17. For the purpose of arriving at a correct conclusion on the basis of opinion of expert, the court must take into consideration the differences between an expert witness and an ordinary witness. Whether the evidence of expert could be admitted or how much weight should be given to it, lies within the domain of the court.

18. In the present case the opinion of the doctor read with the evidence of the other prosecution witnesses does not appears to be credible. The prosecution failed to explain how a person who was found hanging from the ceiling fan in the room locked from all sides would be subjected to throttling. P.W.-7 the doctor, has not denied the possibility of partial fracture on the hide-bone, in case of hanging.

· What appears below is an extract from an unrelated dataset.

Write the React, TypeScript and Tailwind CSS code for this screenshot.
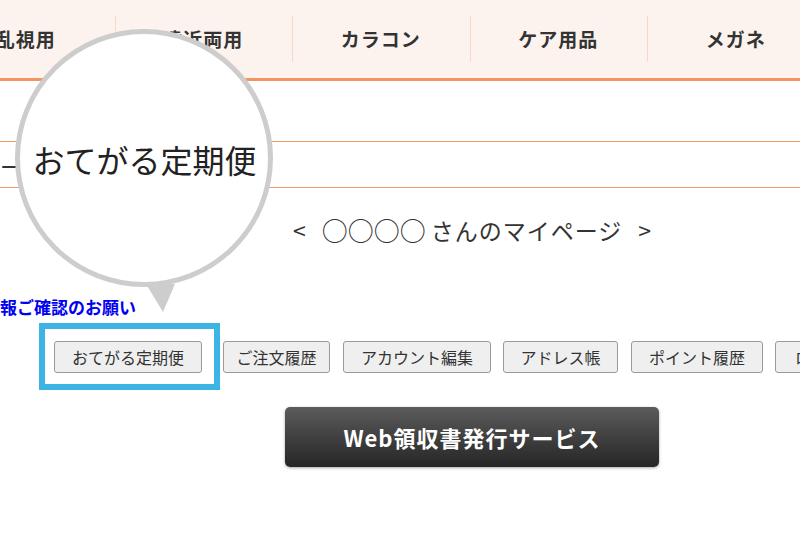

19. In view of the above, the judgment of the trial court is well merited one and the findings of the trial court do not require any interference by this Court.

20. The judgment and order of acquittal passed by the trial court is affirmed.

21. The above leave to appeal application preferred by the State-appellant is hereby rejected.

Order on Government Appeal

1. In view of the fact that the leave to appeal application has already been rejected by order of date, the Government Appeal is also dismissed.

2. Office is directed to return the trial court record and notify this judgment too to the trial court within period of two weeks.